Title
A Traveling Rock Band Problem (Jo Ann Ellerbrock)
Goals
(1) Students will explore methods of finding a Hamiltonian circuit of least total weight.
(2) Students will develop methods of solving problems for which there is no known practical algorithm.
Abstract
This activity asks students to solve a "traveling salesman" problem set in the context of a traveling rock band. Since there is no known fast algorithm to solve this type of problem, students are expected to devise their own methods that are easy to implement. This is an introductory problem.
Problem Statement
The concept of minimizing traveling costs is important to all levels of life: personal, recreational, and corporate.
Instructor Suggestions
(1) Discuss types of situations for which there is a need to minimize a factor such as cost, distance or time.
(2) Have students use the guess and check method, then develop methods that minimize the amount of time required without missing possible routes.
(3) Discuss the nearest neighbor rule (Always choose, from the cities yet to be visited, the one that costs the least to get to.) This strategy gives the trip Denver to New York to Cleveland to Memphis to Denver. The total transportation cost is $791, which is not the minimum.
(4) Discuss how to use a tree to list all possible circuits and their costs. This is a good "lead-in" activity to using trees in other situations.

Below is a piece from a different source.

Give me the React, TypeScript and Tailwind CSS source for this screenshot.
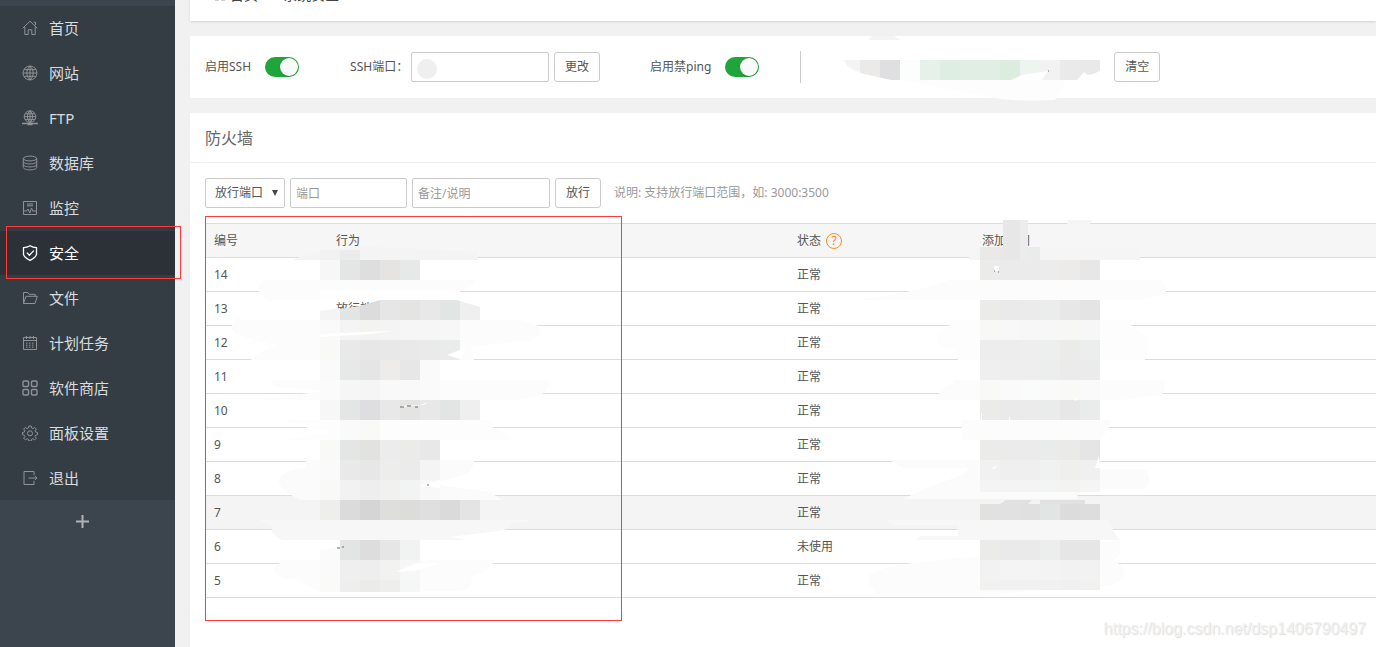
import type { ReactNode } from "react"
import { useState } from "react"

const menuItems: { label: string; icon: ReactNode }[] = [
  {
    label: "首页",
    icon: <path d="M.7 8.3 8 1.2l7.3 7.1M11.8 2.2h1.7v3M2.8 7v7.5h3.4V9.8h3.6v4.7h3.4V7" />,
  },
  {
    label: "网站",
    icon: <path d="M8 1a7 7 0 1 0 0 14A7 7 0 0 0 8 1ZM1 8h14M2 4.7h12M2 11.3h12M8 1v14M8 1C3.8 4.6 3.8 11.4 8 15M8 1c4.200 3.600 4.200 10.400 0 14" />,
  },
  {
    label: "FTP",
    icon: (
      <>
        <path d="M8 .8a5.800 5.800 0 1 0 0 11.600A5.800 5.800 0 0 0 8 .8ZM2.200 6.600h11.600M3 3.800h10M3 9.400h10M8 .8v11.600M8 .8c-3.400 3-3.400 8.600 0 11.600M8 .8c3.400 3 3.400 8.600 0 11.600" />
        <path d="M0 13.500h16M5.500 14.500h5" strokeWidth="1.600" />
      </>
    ),
  },
  {
    label: "数据库",
    icon: (
      <>
        <ellipse cx="8" cy="3.500" rx="6.700" ry="2.400" />
        <path d="M1.300 3.500v9c0 1.300 3 2.400 6.700 2.400s6.700-1.100 6.700-2.400v-9M1.300 6.500c0 1.300 3 2.400 6.700 2.400s6.700-1.100 6.700-2.400M1.300 9.500c0 1.300 3 2.400 6.700 2.400s6.700-1.100 6.700-2.400" />
      </>
    ),
  },
  {
    label: "监控",
    icon: <path d="M1.500 1.500h13v13h-13ZM5 4h6M5 5.800h6M1.500 11h3l1.500-2 1.800 4L9.500 8l1.200 3h3.800" />,
  },
  {
    label: "安全",
    icon: (
      <path
        d="M8 .8C6 2.100 3.800 2.700 1.500 2.700v6.200c0 3 3.500 5 6.500 6.500 3-1.500 6.500-3.500 6.500-6.500V2.700C12.200 2.700 10 2.100 8 .8ZM4.800 7.600l2.600 2.600 4.400-4.600"
        strokeWidth="1.300"
      />
    ),
  },
  {
    label: "文件",
    icon: <path d="M1.500 13.500v-11h4.300l1.400 1.800h6v2M1.500 13.500 4 6.300h11.300l-2.300 7.200Z" />,
  },
  {
    label: "计划任务",
    icon: (
      <>
        <path d="M1.500 2.500h13v12h-13ZM1.500 5.500h13M4.500 1v3M8 1v3M11.500 1v3" />
        <path d="M4 8.200h8M4 10.200h8M4 12.200h8" strokeDasharray="1.500 1.500" />
      </>
    ),
  },
  {
    label: "软件商店",
    icon: (
      <g strokeWidth="1.400">
        <rect x="1" y="1" width="5.500" height="5.500" rx="1" />
        <rect x="9.500" y="1" width="5.500" height="5.500" rx="1" />
        <rect x="1" y="9.500" width="5.500" height="5.500" rx="1" />
        <rect x="9.500" y="9.500" width="5.500" height="5.500" rx="1" />
      </g>
    ),
  },
  {
    label: "面板设置",
    icon: (
      <>
        <path d="M6.800 1h2.400l.4 2 1.300.6 1.700-1.200 1.700 1.700-1.200 1.700.6 1.300 1.800.4v2.200l-1.800.5-.6 1.300 1.200 1.700-1.700 1.700-1.700-1.200-1.300.6-.4 1.700H6.800l-.4-1.700-1.300-.6-1.700 1.200-1.700-1.700 1.200-1.700-.6-1.300-1.800-.5V7.500l1.800-.4.6-1.300-1.200-1.700 1.700-1.700 1.700 1.200 1.300-.6Z" />
        <circle cx="8" cy="8.300" r="2.500" />
      </>
    ),
  },
  {
    label: "退出",
    icon: <path d="M12 5V1.500H2v13h10V11M6.500 8h8.500M12.800 5.800 15 8l-2.200 2.200" />,
  },
]

const rules = [
  { id: 14, action: "", status: "正常" },
  { id: 13, action: "放行端口", status: "正常" },
  { id: 12, action: "", status: "正常" },
  { id: 11, action: "", status: "正常" },
  { id: 10, action: "", status: "正常" },
  { id: 9, action: "", status: "正常" },
  { id: 8, action: "", status: "正常" },
  { id: 7, action: "", status: "正常" },
  { id: 6, action: "", status: "未使用" },
  { id: 5, action: "", status: "正常" },
]

// Soft strokes that hide the row lines around the mosaic
const smears: { d: string; fill: string }[] = [
  { d: "M292 260l8-3 20-5 40-6 118 6v8Z", fill: "#f4f4f4" },
  { d: "M264 280h212q-3 8-16 11v4l-80 5-60 0h-52q-16-8-4-20Z", fill: "#fcfcfc" },
  { d: "M320 290h140v12H320Z", fill: "#fefefe" },
  { d: "M240 315v5h280q22 4 21 12-4 9-20 9l-50 6 3 13H251q6-9 26-14l-40-11q-12-10 3-18Z", fill: "#fcfcfc" },
  { d: "M270 380h278q3 10-8 15-14 5-30 5H255l70-9-50-4Z", fill: "#fcfcfc" },
  { d: "M278 420h215v8q14 4 17 12H280l56-8-29-4v-4Z", fill: "#fdfdfd" },
  { d: "M306 460h168q0 12-14 16l-30 8 60 8 12 8H300q-22-11-21-20 2-10 27-12Z", fill: "#fbfbfb" },
  { d: "M259 520h275l-24 4q0 6-12 7l-48 6 16 3H282q-12-6-10-13Z", fill: "#f7f7f7" },
  { d: "M320 550l20-4v-6h80v20H320Z", fill: "#fbfbfb" },
  { d: "M282 560h212q-2 10-22 16 0 14-12 15H320q-16-6-20-11-24-1-26-10Z", fill: "#fcfcfc" },
  { d: "M969 249h173l-2 11H969ZM1067 224l1-4h24l-2 4Z", fill: "#f5f5f5" },
  { d: "M860 299q50-5 90-19h212q6 8 3 14l-25 6H860Z", fill: "#fcfcfc" },
  { d: "M949 320h183l-1 8q18 4 18 20l-4 12H958l-2-10q-20-2-19-14 2-9 14-11Z", fill: "#fdfdfd" },
  { d: "M951 380h213q3 12-4 15l-40 5H938l1-8q4-6 16-9Z", fill: "#fcfcfc" },
  { d: "M961 420h150l-3 10-8 10H963Z", fill: "#fcfcfc" },
  { d: "M890 460h208l-2 9h48q10 10 0 20h-64l-4 10H903q28-14 60-24l6-7h-66Z", fill: "#fbfbfb" },
  { d: "M887 520h220l12 20h-203l4-4h38l-1-11h-63Z", fill: "#f7f7f7" },
  { d: "M942 560l178-20v14l-6 6q13 8 11 16-6 10-25 10l-120 9H880q-14-8-11-20 12-10 73-15Z", fill: "#fcfcfc" },
  { d: "M868 40l4-4h22l7 4Z", fill: "#f4f4f4" },
  { d: "M900 80h166l-11 20q-40 2-60-2-50-10-95-18Z", fill: "#fdfdfd" },
]

// Each strip is a line of 20px wide blocks
const strips: { x: number; y: number; h: number; fills: string[] }[] = [
  { x: 320, y: 250, h: 10, fills: ["#f1f1f1", "#ebebeb"] },
  { x: 320, y: 260, h: 20, fills: ["#f7f7f7", "#e3e6e5", "#dedede", "#e6e4e2", "#e7e9e8"] },
  { x: 320, y: 320, h: 20, fills: ["#fafafa", "#f4f4f4", "#f3f3f1", "#f4f4f4", "#f6f6f6", "#f6f6f6", "#f7f7f7"] },
  { x: 320, y: 340, h: 20, fills: ["#f9f9f8", "#e9e9e9", "#e7e7e7", "#e8e8e8", "#e9e9e9", "#eaeaea", "#eaeceb"] },
  { x: 320, y: 360, h: 20, fills: ["#fafafa", "#e6e9e8", "#e5e5e5", "#eeecea", "#e7e7e7", "#fafafa"] },
  { x: 320, y: 380, h: 20, fills: ["#fbfbfb", "#f6f6f6", "#f5f5f5", "#f9f9f9", "#f9f9f9", "#fafafa"] },
  { x: 320, y: 400, h: 20, fills: ["#f7f7f7", "#e3e6e5", "#dedee0", "#e8e8e8", "#e4e4e3", "#e8e8e8", "#e3e5e4", "#efefef"] },
  { x: 340, y: 420, h: 20, fills: ["#fafafa", "#f9f9f7"] },
  { x: 320, y: 440, h: 20, fills: ["#f9f9f8", "#e4e6e5", "#e2e2e0", "#ececec", "#ebebe9", "#e8e8e8"] },
  { x: 320, y: 460, h: 20, fills: ["#fafafa", "#e9e9e9", "#e7e7e7", "#ededeb", "#ebebec", "#f4f4f4"] },
  { x: 320, y: 480, h: 20, fills: ["#f9f9f8", "#f2f2f2", "#eeeeee", "#f1f1ef", "#f2f4f3", "#f8f8f8"] },
  { x: 320, y: 500, h: 20, fills: ["#eeeeed", "#dbdbdb", "#d5d5d5", "#dededd", "#dcdcda", "#dfdfdf", "#dadada", "#e4e4e4"] },
  { x: 340, y: 540, h: 20, fills: ["#e3e5e4", "#dddddd", "#e6e6e6", "#f1f3f2"] },
  { x: 320, y: 560, h: 20, fills: ["#fafafa", "#efefef", "#eeeeee", "#f2f2f0", "#f7f7f7"] },
  { x: 320, y: 580, h: 12, fills: ["#fafaf8", "#eeeeee", "#ebebe9", "#eeeeec", "#f5f6f6"] },
  { x: 980, y: 247, h: 13, fills: ["#eae9e8", "#e7e9e8", "#ebebeb"] },
  { x: 980, y: 260, h: 20, fills: ["#ebebea", "#ebebeb", "#ebebeb", "#ececec", "#ecebe9", "#e7e7e7"] },
  { x: 980, y: 300, h: 20, fills: ["#ebebe9", "#eaeaea", "#ebebeb", "#eaedec", "#e7e7e7", "#e4e4e4"] },
  { x: 980, y: 320, h: 20, fills: ["#f8f8f6", "#f8f8f8", "#f7f7f7", "#f7f7f7", "#f7f7f5", "#f7f7f7"] },
  { x: 980, y: 340, h: 20, fills: ["#ededed", "#ededed", "#eeeeee", "#edefee", "#ebebe9", "#eceeed"] },
  { x: 980, y: 360, h: 20, fills: ["#efefef", "#eeeeee", "#edeeed", "#eceeee", "#ebebeb", "#ebebeb"] },
  { x: 980, y: 380, h: 20, fills: ["#f9f9f8", "#fafafa", "#fafcfb", "#fafafa", "#f9f9f8", "#fafafa"] },
  { x: 980, y: 400, h: 20, fills: ["#ebebe9", "#eaeaea", "#ebebeb", "#eaecec", "#e7e7e7", "#eaeceb"] },
  { x: 980, y: 440, h: 20, fills: ["#ebebe9", "#ebebeb", "#ebebeb", "#eaecec", "#eaeae9", "#e5e5e5"] },
  { x: 980, y: 460, h: 20, fills: ["#f1f1f1", "#efefef", "#efefef", "#f0f2f1", "#efefee", "#f0f0f0"] },
  { x: 980, y: 480, h: 12, fills: ["#f4f4f4", "#f4f4f4", "#f4f4f4", "#f3f5f4", "#f3f3f1", "#f4f5f4"] },
  { x: 980, y: 504, h: 16, fills: ["#e1e1e0", "#e1e1e1", "#e0e0e0", "#e2e5e4", "#dcdcdc", "#dddddd"] },
  { x: 980, y: 540, h: 20, fills: ["#ebebe9", "#eaeaea", "#eaeaea", "#eceeed", "#e6e6e6", "#e6e6e6"] },
  { x: 980, y: 560, h: 20, fills: ["#f2f2f2", "#f4f4f4", "#f4f4f4", "#f3f3f3", "#f2f2f2", "#f2f2f2"] },
  { x: 980, y: 580, h: 10, fills: ["#f1f1f0", "#f1f1f1", "#f1f1f1", "#f1f1f1", "#f0f0f0", "#f1f1ef"] },
  { x: 860, y: 60, h: 20, fills: ["#ebeae9", "#dfdfe2", "#fcfefd", "#e6f1e9", "#dfeee3", "#e0eee4", "#e0eee4", "#dcecdf", "#eef5f0", "#f2f2f2", "#eaeaea", "#e9e9e9"] },
]

function Mosaic() {
  return (
    <svg
      className="pointer-events-none absolute left-0 top-0"
      width="1200"
      height="640"
      aria-hidden="true"
    >
      {smears.map((smear) => (
        <path key={smear.d} d={smear.d} fill={smear.fill} />
      ))}
      <g shapeRendering="crispEdges">
        {strips.map((strip) =>
          strip.fills.map((fill, i) => (
            <rect
              key={`${strip.x}-${strip.y}-${i}`}
              x={strip.x + i * 20}
              y={strip.y}
              width="20"
              height={strip.h}
              fill={fill}
            />
          ))
        )}
        <path d="M1003 220h17v40h-17Z" fill="#e7e7e7" />
        <path d="M1020 220h8v40h-8Z" fill="#ececec" />
      </g>

      {/* Row 13 leaves the tops of the characters visible */}
      <path d="M320 311l20-3v12h-20Z" fill="#f4f4f4" />
      <path d="M340 309l20-3v14h-20Z" fill="#e3e5e4" />
      <path d="M360 306l20-6v20h-20Z" fill="#dcdcdd" />
      <path d="M380 300h20v20h-20Z" fill="#e6e6e6" />
      <path d="M400 300h20v20h-20Z" fill="#e4e4e3" />
      <path d="M420 300h20v20h-20Z" fill="#e8e8e8" />
      <path d="M440 300h16l4 1v19h-20Z" fill="#e1e5e4" />
      <path d="M460 301l20 6v13h-20Z" fill="#efefef" />

      {/* Gaps between strokes */}
      <g fill="#fff">
        <path d="M320 334l40-2 32-1-20 3-52 3ZM447 355l20-8-7 12ZM402 406l18-1 8-3-4 3-22 2Z" />
        <path d="M420 486l20-6v8ZM396 572l20-9h24l-20 7ZM994 266h5v5h-5ZM992 468l6-3-4 4Z" />
        <path d="M1074 400l5-4-3 5ZM1099 456l-4 12h5ZM981 413h1v10h-1ZM1009 417h1v7h-1Z" />
        <path d="M1011 80l11-5 26-4-6 9ZM844 68l20 6 27 6h-31l-16-4ZM1084 72l4 3 5-1 7-3v9h-23Z" />
      </g>
      <path d="M1000 504l6-4h26l-4 4ZM1040 504v-4h45v4Z" fill="#e1e1e1" />
      <path d="M844 60h16v12q-13-2-16-12Z" fill="#f4f4f4" />
      <path d="M400 407h4m3-1h4m4 1h3M337 548h3m2-1h2M427 485h2M994 271h1m3 1h1M1048 71h1" stroke="#666" />
      <circle cx="427" cy="69" r="10" fill="#efefef" />
    </svg>
  )
}

function Toggle({ id, label }: { id: string; label: string }) {
  const [on, setOn] = useState(true)

  return (
    <div className="flex items-center gap-3.5">
      <label htmlFor={id}>{label}</label>
      <input
        id={id}
        type="checkbox"
        role="switch"
        checked={on}
        onChange={() => setOn(!on)}
        className="h-5 w-[34px] cursor-pointer appearance-none rounded-full bg-gray-300 p-px before:block before:size-[18px] before:rounded-full before:bg-[#fafafa] before:shadow checked:bg-[#20a53a] checked:before:ml-auto"
      />
    </div>
  )
}

const inputClass =
  "h-[30px] rounded-xs border border-[#ccc] bg-white px-[5px] text-xs placeholder:text-[#999] focus:outline-none"
const buttonClass =
  "h-[30px] w-[46px] shrink-0 cursor-pointer rounded-[3px] border border-[#ccc] bg-white hover:bg-gray-100"

function Sidebar() {
  return (
    <aside className="w-[175px] shrink-0 bg-[#3c444d] pt-1.5">
      <nav className="flex flex-col gap-px bg-[#353d44]">
        {menuItems.map((item) => {
          const active = item.label === "安全"
          return (
            <a
              key={item.label}
              href="#"
              className={`flex h-11 items-center gap-[11px] pl-[22px] text-[15px] ${
                active ? "bg-[#2c3138] text-white" : "text-[#d9dcde]"
              }`}
            >
              <svg
                viewBox="0 0 16 16"
                className={`size-4 ${active ? "text-white" : "text-[#8e9396]"}`}
                fill="none"
                stroke="currentColor"
                aria-hidden="true"
              >
                {item.icon}
              </svg>
              {item.label}
            </a>
          )
        })}
      </nav>
      <button className="mt-[15px] ml-[76px] block cursor-pointer text-[#b0b3b6]" aria-label="添加菜单">
        <svg viewBox="0 0 13 13" className="size-[13px]" stroke="currentColor" strokeWidth="2" aria-hidden="true">
          <path d="M6.500 0v13M0 6.500h13" />
        </svg>
      </button>
    </aside>
  )
}

export default function App() {
  return (
    <div className="relative flex min-h-screen overflow-hidden bg-[#f1f1f1] font-['Noto_Sans','Noto_Sans_CJK_SC',sans-serif] text-xs text-[#555]">
      <Sidebar />

      <main className="ml-[15px] flex min-w-0 flex-1 flex-col gap-[15px]">
        {/* Breadcrumb, scrolled mostly out of view */}
        <div className="-mt-7 flex h-[49px] shrink-0 items-center gap-2.5 bg-white pb-1 pl-6 text-sm text-[#444] shadow-sm">
          <a href="#" className="flex items-center gap-1">
            <svg viewBox="0 0 12 12" className="size-3" fill="none" stroke="#999" aria-hidden="true">
              <path d="M1 1h4v4H1ZM7 1h4v4H7ZM1 7h4v4H1ZM7 7h4v4H7Z" />
            </svg>
            首页
          </a>
          <span className="text-[#888]">/</span>
          <span>系统安全</span>
        </div>

        <section className="flex h-[62px] shrink-0 items-center bg-white pl-[15px]">
          <Toggle id="ssh" label="启用SSH" />
          <div className="ml-[51px] flex items-center gap-[5px]">
            <label htmlFor="ssh-port" className="w-14 whitespace-nowrap">
              SSH端口：
            </label>
            <input id="ssh-port" type="text" className={`w-[138px] ${inputClass}`} />
            <button className={buttonClass}>更改</button>
          </div>
          <div className="ml-[50px]">
            <Toggle id="ping" label="启用禁ping" />
          </div>
          <div className="ml-[41px] h-8 border-l border-[#ccc]" />
          <button className={`ml-[313px] ${buttonClass}`}>清空</button>
        </section>

        <section className="flex-1 bg-white">
          <h1 className="flex h-[50px] items-center border-b border-[#eee] pl-[15px] text-base text-[#666]">防火墙</h1>

          <div className="pt-[15px] pl-[15px]">
            <form className="flex items-center gap-[5px]" onSubmit={(e) => e.preventDefault()}>
              <div className="relative">
                <select
                  aria-label="类型"
                  className="h-[30px] w-20 appearance-none rounded-xs border border-[#ccc] bg-white pl-[9px] text-xs"
                >
                  <option>放行端口</option>
                  <option>屏蔽IP</option>
                </select>
                <svg
                  viewBox="0 0 6 6"
                  className="pointer-events-none absolute top-3 right-[7px] size-1.5"
                  fill="#444"
                  aria-hidden="true"
                >
                  <path d="M0 0h6L3 6Z" />
                </svg>
              </div>
              <input type="text" placeholder="端口" aria-label="端口" className={`w-[117px] ${inputClass}`} />
              <input type="text" placeholder="备注/说明" aria-label="备注/说明" className={`w-[138px] ${inputClass}`} />
              <button className={buttonClass}>放行</button>
              <span className="ml-2 whitespace-nowrap text-[#999]">说明: 支持放行端口范围，如: 3000:3500</span>
            </form>

            <table className="mt-[15px] w-full table-fixed border-collapse border-t border-[#ddd] text-left text-[#555]">
              <thead>
                <tr className="h-[34px] border-b border-[#ddd] bg-[#f6f6f6]">
                  <th className="w-[123px] pl-[9px] font-normal">编号</th>
                  <th className="w-[461px] pl-2 font-normal">行为</th>
                  <th className="w-[185px] pl-2 font-normal">
                    <span className="flex items-center gap-[5px]">
                      状态
                      <a
                        href="#"
                        aria-label="状态说明"
                        className="flex size-4 items-center justify-center rounded-full border border-[#ff8a1e] text-[#ff7f0e]"
                      >
                        ?
                      </a>
                    </span>
                  </th>
                  <th className="pl-2 font-normal">添加时间</th>
                </tr>
              </thead>
              <tbody>
                {rules.map((rule) => (
                  <tr
                    key={rule.id}
                    className={`h-[34px] border-b border-[#ddd] ${rule.id === 7 ? "bg-[#f4f4f4]" : ""}`}
                  >
                    <td className="pl-[9px]">{rule.id}</td>
                    <td className="pl-2">{rule.action}</td>
                    <td className="pl-2">{rule.status}</td>
                    <td />
                  </tr>
                ))}
              </tbody>
            </table>
          </div>
        </section>
      </main>

      <Mosaic />

      {/* Highlight boxes */}
      <div className="pointer-events-none absolute top-[226px] left-1.5 h-[53px] w-[175px] border border-[#ff3b3b]" />
      <div className="pointer-events-none absolute top-[216px] left-[205px] h-[405px] w-[417px] border border-[#ff3b3b]" />

      <p className="absolute right-2.5 bottom-1.5 font-['Liberation_Sans',sans-serif] text-base text-[#f0f0f0] [text-shadow:1px_1px_1px_#ddd]">
        https://blog.csdn.net/dsp1406790497
      </p>
    </div>
  )
}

(5) (Optional) Discuss the time factor involved in solving the problem as the number of cities increased. Following are approximations of the time required to list by computer all Hamiltonian circuits in a graph in which each pair of vertices is joined by an edge if the computer can compute 10 billion computations per second.
No. of Vertices Time to list circuits less than 1 second 1 min., 27 sec. 21 min., 48 sec. 5 hr., 49 min. 4 days 2 months, 16 days 3 years, 10 months more than 19 million years Materials
Materials
A Traveling Rock Band worksheet, pencils, erasers
Time
One class period
Mathematics Concepts
Discrete Mathematics Concepts
Hamiltonian Circuits, Traveling Salesman Problem, Nearest Neighbor Rule, Heuristic Algorithms
Related Mathematics Concepts
Permutations, Combinations, Trees, Optimal Solutions
NCTM Standards Addressed
Problem Solving, Communication, Reasoning, Discrete Mathematics
Colorado Model Content Standards Addressed
Geometric Techniques (4), Problem Solving Techniques (5), Linking Concepts and Procedures (6)
Curriculum Integration
This activity could be integrated into a traditional Algebra, Advanced Algebra, or Pre-Calculus class as part of a discussion on permutations and combinations, or as part of a discussion on trees as a method of finding all possible combinations. It also could coordinate with Social Studies classes studying exploration and building of cities in terms of building the most efficient roads.
Further Investigation
The early stages of this activity provides an opportunity to discuss counting methods and probability.
Variations/Comments
This exercise is based on a problem found in HiMap Module 6, Problem Solving Using Graphs, by Margaret B. Cozzens and Richard Porter, available from the Consortium for Mathematics and Its Applications (COMAP), 57 Bedford Street, Suite 210, Lexington, MA 02173. This activity could be extended to a variety of other situations such as routes for meter readers, production line (e.g. drilling holes in plates in the most efficient order).
References/Resources
Cozzens, Margaret B., & Porter, Richard, Problem Solving Using Graphs. MA: COMAP
Crisler, N., Fisher, P., & Froelich, G. (1994). Discrete mathematics through applications. New York: W.H. Freeman and Company
Kenney, M.J., & Hirsch, C.R. (Eds.). (1991). Discrete mathematics across the curriculum, K-12. Reston, VA: National Council of Teachers of Mathematics.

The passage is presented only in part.